Objective — Give the number of lines that hold the string "styles". Nothing else is needed.

Data block —

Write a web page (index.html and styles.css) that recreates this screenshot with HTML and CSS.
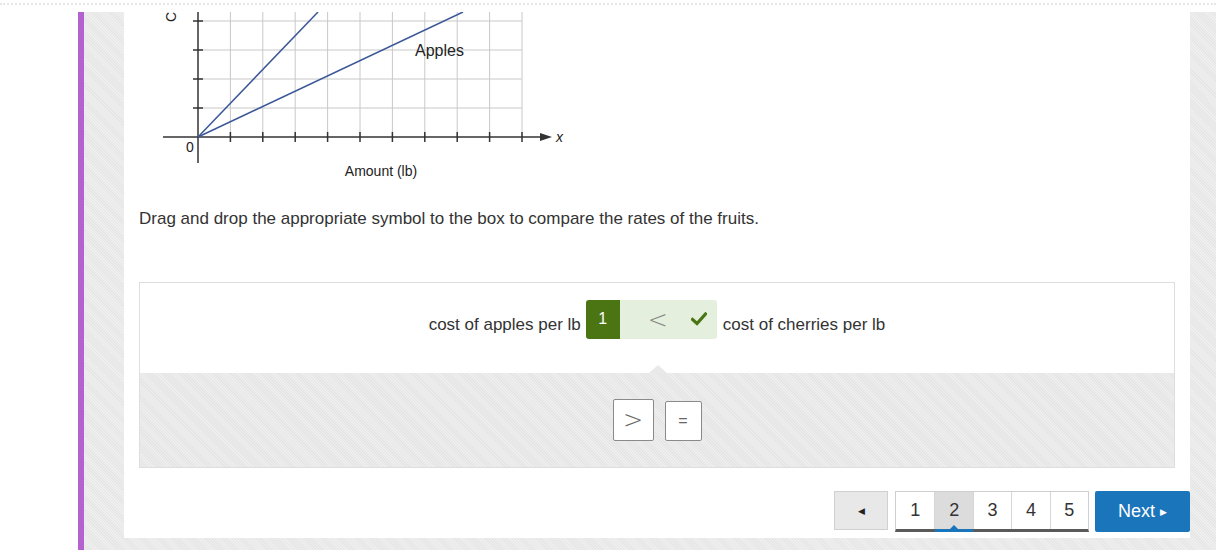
FILE: index.html
```html
<!DOCTYPE html>
<html>
<head>
<meta charset="utf-8">
<link rel="stylesheet" href="styles.css">
</head>
<body>
<div class="topbar"><div class="dots"></div></div>
<div class="main">
  <div class="leftgap"></div>
  <div class="accent"></div>
  <div class="stage">
    <div class="card">
      <svg class="graph" width="430" height="172" viewBox="0 0 430 172">
        <g stroke="#c8c8c8" stroke-width="1">
          <line x1="91.4" y1="0" x2="91.4" y2="125"/>
          <line x1="123.8" y1="0" x2="123.8" y2="125"/>
          <line x1="156.2" y1="0" x2="156.2" y2="125"/>
          <line x1="188.6" y1="0" x2="188.6" y2="125"/>
          <line x1="221" y1="0" x2="221" y2="125"/>
          <line x1="253.4" y1="0" x2="253.4" y2="125"/>
          <line x1="285.8" y1="0" x2="285.8" y2="125"/>
          <line x1="318.2" y1="0" x2="318.2" y2="125"/>
          <line x1="350.6" y1="0" x2="350.6" y2="125"/>
          <line x1="383" y1="0" x2="383" y2="125"/>
          <line x1="59" y1="96" x2="383" y2="96"/>
          <line x1="59" y1="67" x2="383" y2="67"/>
          <line x1="59" y1="38" x2="383" y2="38"/>
          <line x1="59" y1="9" x2="383" y2="9"/>
        </g>
        <g stroke="#333" stroke-width="1.5">
          <line x1="24" y1="125" x2="405" y2="125"/>
          <line x1="59" y1="0" x2="59" y2="151"/>
          <line x1="91.4" y1="120" x2="91.4" y2="130"/>
          <line x1="123.8" y1="120" x2="123.8" y2="130"/>
          <line x1="156.2" y1="120" x2="156.2" y2="130"/>
          <line x1="188.6" y1="120" x2="188.6" y2="130"/>
          <line x1="221" y1="120" x2="221" y2="130"/>
          <line x1="253.4" y1="120" x2="253.4" y2="130"/>
          <line x1="285.8" y1="120" x2="285.8" y2="130"/>
          <line x1="318.2" y1="120" x2="318.2" y2="130"/>
          <line x1="350.6" y1="120" x2="350.6" y2="130"/>
          <line x1="383" y1="120" x2="383" y2="130"/>
          <line x1="54" y1="96" x2="64" y2="96"/>
          <line x1="54" y1="67" x2="64" y2="67"/>
          <line x1="54" y1="38" x2="64" y2="38"/>
          <line x1="54" y1="9" x2="64" y2="9"/>
        </g>
        <polygon points="401,121 413,125 401,129" fill="#333"/>
        <g stroke="#3a5797" stroke-width="1.5">
          <line x1="59" y1="125" x2="179" y2="0"/>
          <line x1="59" y1="125" x2="324" y2="0"/>
        </g>
        <text x="417" y="130" class="gt italic">x</text>
        <text x="47" y="140" class="gt small">0</text>
        <text x="276" y="44" class="gt">Apples</text>
        <text x="242" y="164" class="gt mid" text-anchor="middle">Amount (lb)</text>
        <text x="37" y="10" class="gt mid" transform="rotate(-90 37 10)">C</text>
      </svg>
      <p class="question">Drag and drop the appropriate symbol to the box to compare the rates of the fruits.</p>
      <div class="panel">
        <div class="statement">
          <span class="phrase">cost of apples per lb</span>
          <div class="drop">
            <span class="badge">1</span>
            <span class="placed">&lt;</span>
            <svg class="check" width="16" height="14" viewBox="0 0 16 14"><path d="M1.5 7.5 L6 11.5 L14.5 2" fill="none" stroke="#4b7512" stroke-width="3.2" stroke-linecap="square"/></svg>
          </div>
          <span class="phrase">cost of cherries per lb</span>
        </div>
        <div class="choices">
          <div class="choice big">&gt;</div>
          <div class="choice small">=</div>
        </div>
      </div>
      <div class="pager">
        <div class="prev">&#9664;</div>
        <div class="pages">
          <div class="page">1</div>
          <div class="page current">2</div>
          <div class="page">3</div>
          <div class="page">4</div>
          <div class="page">5</div>
        </div>
        <div class="next">Next <span class="tri">&#9654;</span></div>
      </div>
    </div>
  </div>
</div>
</body>
</html>
```
FILE: styles.css
```css
html, body {
  margin: 0;
  padding: 0;
  width: 1216px;
  height: 550px;
  overflow: hidden;
  background: #fff;
  font-family: "Liberation Sans", Arial, sans-serif;
  color: #333;
}
.topbar {
  height: 12px;
  padding-top: 3px;
  box-sizing: border-box;
}
.dots {
  height: 0;
  border-top: 2px dotted #e6e6e6;
}
.main {
  display: flex;
  height: 538px;
}
.leftgap {
  width: 78px;
  background: #fff;
}
.accent {
  width: 6px;
  background: #b362cf;
}
.stage {
  flex: 1;
  background-color: #ebebeb;
  background-image: repeating-linear-gradient(45deg, #e6e6e6 0 1px, #efefef 1px 2px);
  padding: 0 26px 12px 40px;
}
.card {
  background: #fff;
  height: 526px;
  padding: 0 15px;
  box-sizing: border-box;
  overflow: hidden;
}
.graph {
  display: block;
}
.gt {
  font-family: "Liberation Sans", Arial, sans-serif;
  font-size: 16px;
  fill: #222;
}
.gt.mid {
  font-size: 14px;
}
.gt.small {
  font-size: 14px;
}
.gt.italic {
  font-style: italic;
  font-size: 14px;
}
.question {
  margin: 25px 0 0;
  font-size: 17px;
  line-height: 20px;
  color: #333;
}
.panel {
  margin-top: 53px;
  border: 1px solid #dedede;
  height: 186px;
  box-sizing: border-box;
  display: flex;
  flex-direction: column;
}
.statement {
  height: 90px;
  background: #fff;
  display: flex;
  justify-content: center;
  align-items: flex-start;
  padding-top: 17px;
  box-sizing: border-box;
  gap: 5px;
}
.phrase {
  font-size: 17px;
  line-height: 20px;
  margin-top: 15px;
  color: #333;
}
.drop {
  display: flex;
  align-items: center;
  width: 131px;
  height: 39px;
  background: #e5efdd;
  border-radius: 3px;
  margin-right: 1px;
}
.badge {
  width: 34px;
  height: 39px;
  background: #4b7512;
  color: #fff;
  border-radius: 3px 0 0 3px;
  font-size: 16px;
  line-height: 38px;
  text-align: center;
}
.placed {
  width: 60px;
  text-align: center;
  font-size: 24px;
  line-height: 38px;
  color: #888;
  font-family: "DejaVu Sans", sans-serif;
  font-weight: 200;
  margin-left: 8px;
}
.check {
  display: block;
  margin-left: 3px;
  margin-top: -2px;
}
.choices {
  flex: 1;
  position: relative;
  background-color: #ebebeb;
  background-image: repeating-linear-gradient(45deg, #e5e5e5 0 1px, #eeeeee 1px 2px);
  display: flex;
  justify-content: center;
  align-items: flex-start;
  gap: 11px;
  padding-top: 26px;
  box-sizing: border-box;
}
.choices::before {
  content: "";
  position: absolute;
  left: 509px;
  top: -8px;
  border-left: 9px solid transparent;
  border-right: 9px solid transparent;
  border-bottom: 8px solid #e9e9e9;
}
.choice {
  background: #fff;
  border: 1px solid #8a8a8a;
  border-radius: 2px;
  box-sizing: border-box;
  display: flex;
  align-items: center;
  justify-content: center;
  color: #666;
}
.choice.big {
  width: 41px;
  height: 42px;
  font-size: 24px;
  font-family: "DejaVu Sans", sans-serif;
  font-weight: 200;
}
.choice.small {
  width: 37px;
  height: 40px;
  margin-top: 2px;
  font-size: 16px;
}
.pager {
  display: flex;
  justify-content: flex-end;
  margin: 23px -15px 0 0;
  align-items: flex-start;
}
.prev {
  width: 54px;
  height: 39px;
  box-sizing: border-box;
  border: 1px solid #d0d0d0;
  background: #e8e8e8;
  font-size: 9px;
  color: #222;
  display: flex;
  align-items: center;
  justify-content: center;
  margin-right: 7px;
}
.pages {
  display: flex;
  border: 1px solid #cfcfcf;
  border-bottom: 3px solid #5a5a5a;
  height: 41px;
  box-sizing: border-box;
  background: #fff;
  margin-right: 6px;
}
.page {
  width: 38.4px;
  box-sizing: border-box;
  border-left: 1px solid #d6d6d6;
  font-size: 18px;
  color: #333;
  display: flex;
  align-items: center;
  justify-content: center;
  position: relative;
}
.page:first-child {
  border-left: none;
}
.page.current {
  background: #dcdcdc;
}
.page.current::after {
  content: "";
  position: absolute;
  left: 0;
  right: 0;
  bottom: -3px;
  height: 3px;
  background: #1b75bb;
}
.page.current::before {
  content: "";
  position: absolute;
  left: 50%;
  margin-left: -4px;
  bottom: 0;
  border-left: 4px solid transparent;
  border-right: 4px solid transparent;
  border-bottom: 4px solid #1b75bb;
}
.next {
  width: 95px;
  height: 41px;
  background: #1b75bb;
  border-radius: 2px;
  color: #fff;
  font-size: 18px;
  display: flex;
  align-items: center;
  justify-content: center;
  gap: 5px;
}
.next .tri {
  font-size: 9px;
}
```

Output below — 3